*PROBLEM REQUIREMENTS:* Please retype the records below exactly, leaving out any pictures.

[Code that builds pages]
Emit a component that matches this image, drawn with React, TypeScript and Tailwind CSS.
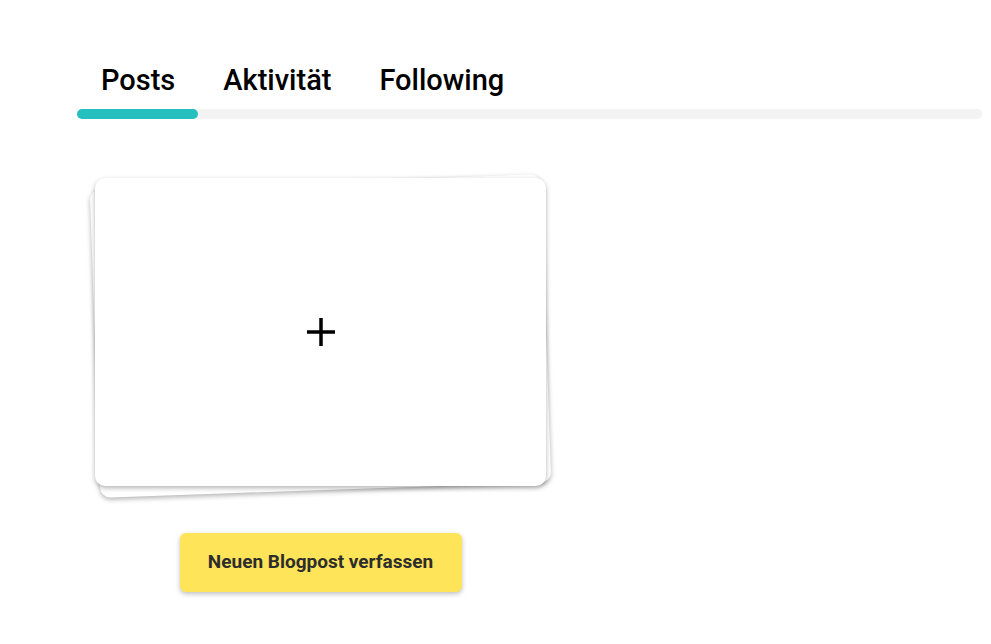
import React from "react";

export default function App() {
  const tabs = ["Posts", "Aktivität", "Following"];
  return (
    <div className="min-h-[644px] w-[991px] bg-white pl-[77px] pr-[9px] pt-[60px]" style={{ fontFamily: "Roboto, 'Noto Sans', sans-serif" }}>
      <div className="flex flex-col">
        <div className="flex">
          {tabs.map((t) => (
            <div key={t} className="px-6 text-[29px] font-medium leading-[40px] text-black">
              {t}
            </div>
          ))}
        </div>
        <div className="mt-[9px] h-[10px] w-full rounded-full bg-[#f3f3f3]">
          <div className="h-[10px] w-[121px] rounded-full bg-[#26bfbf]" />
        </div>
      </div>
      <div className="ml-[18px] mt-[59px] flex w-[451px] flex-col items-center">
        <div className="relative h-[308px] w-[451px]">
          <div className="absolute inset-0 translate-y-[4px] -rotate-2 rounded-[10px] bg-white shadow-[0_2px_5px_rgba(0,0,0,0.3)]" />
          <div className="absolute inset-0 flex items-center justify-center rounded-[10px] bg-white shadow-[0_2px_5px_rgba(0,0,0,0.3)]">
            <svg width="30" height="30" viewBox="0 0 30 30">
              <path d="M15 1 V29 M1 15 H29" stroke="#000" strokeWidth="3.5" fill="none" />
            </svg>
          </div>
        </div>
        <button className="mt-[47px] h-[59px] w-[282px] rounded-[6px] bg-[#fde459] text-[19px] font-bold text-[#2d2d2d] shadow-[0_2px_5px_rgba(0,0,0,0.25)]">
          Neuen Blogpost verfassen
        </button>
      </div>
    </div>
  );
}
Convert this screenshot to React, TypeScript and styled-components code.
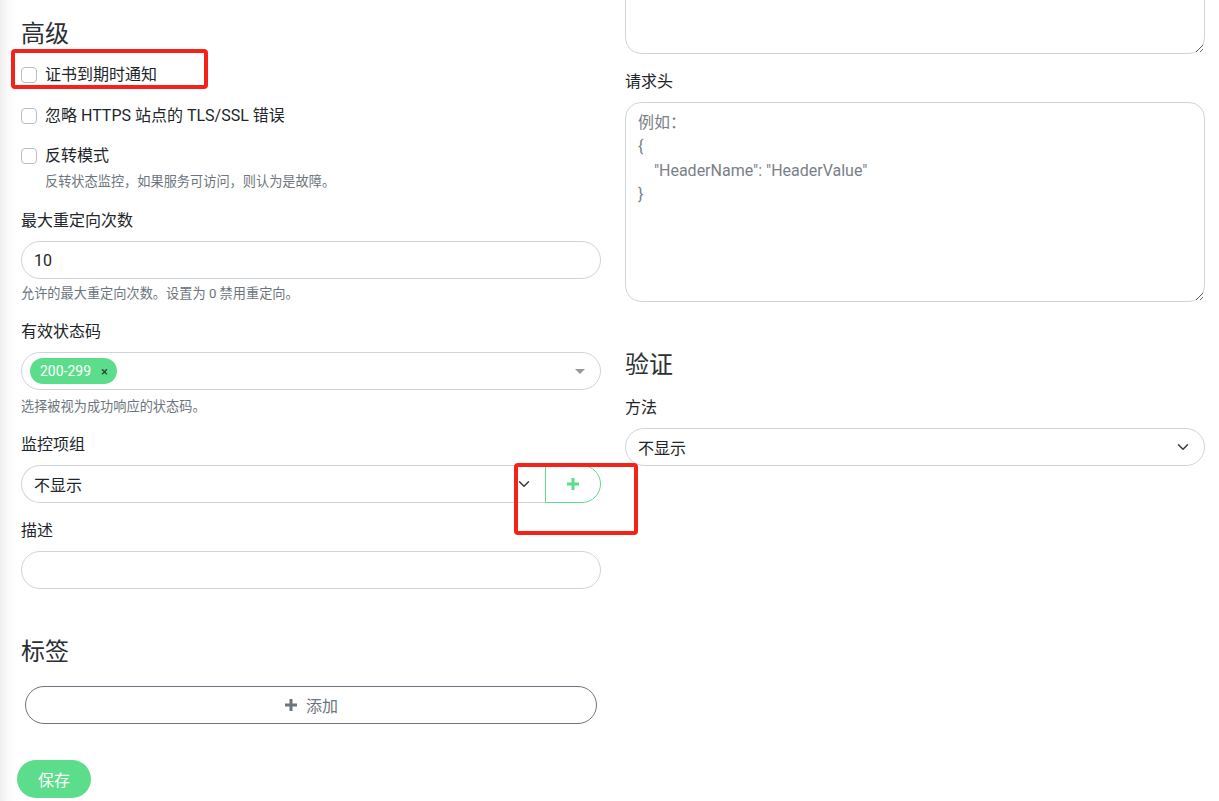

*THE REPLY:*
Emit a component that matches this image, drawn with React, TypeScript and Tailwind CSS.
import React from "react";

export default function App() {
  const tabs = ["Posts", "Aktivität", "Following"];
  return (
    <div className="min-h-[644px] w-[991px] bg-white pl-[77px] pr-[9px] pt-[60px]" style={{ fontFamily: "Roboto, 'Noto Sans', sans-serif" }}>
      <div className="flex flex-col">
        <div className="flex">
          {tabs.map((t) => (
            <div key={t} className="px-6 text-[29px] font-medium leading-[40px] text-black">
              {t}
            </div>
          ))}
        </div>
        <div className="mt-[9px] h-[10px] w-full rounded-full bg-[#f3f3f3]">
          <div className="h-[10px] w-[121px] rounded-full bg-[#26bfbf]" />
        </div>
      </div>
      <div className="ml-[18px] mt-[59px] flex w-[451px] flex-col items-center">
        <div className="relative h-[308px] w-[451px]">
          <div className="absolute inset-0 translate-y-[4px] -rotate-2 rounded-[10px] bg-white shadow-[0_2px_5px_rgba(0,0,0,0.3)]" />
          <div className="absolute inset-0 flex items-center justify-center rounded-[10px] bg-white shadow-[0_2px_5px_rgba(0,0,0,0.3)]">
            <svg width="30" height="30" viewBox="0 0 30 30">
              <path d="M15 1 V29 M1 15 H29" stroke="#000" strokeWidth="3.5" fill="none" />
            </svg>
          </div>
        </div>
        <button className="mt-[47px] h-[59px] w-[282px] rounded-[6px] bg-[#fde459] text-[19px] font-bold text-[#2d2d2d] shadow-[0_2px_5px_rgba(0,0,0,0.25)]">
          Neuen Blogpost verfassen
        </button>
      </div>
    </div>
  );
}
Convert this screenshot to React, TypeScript and styled-components code.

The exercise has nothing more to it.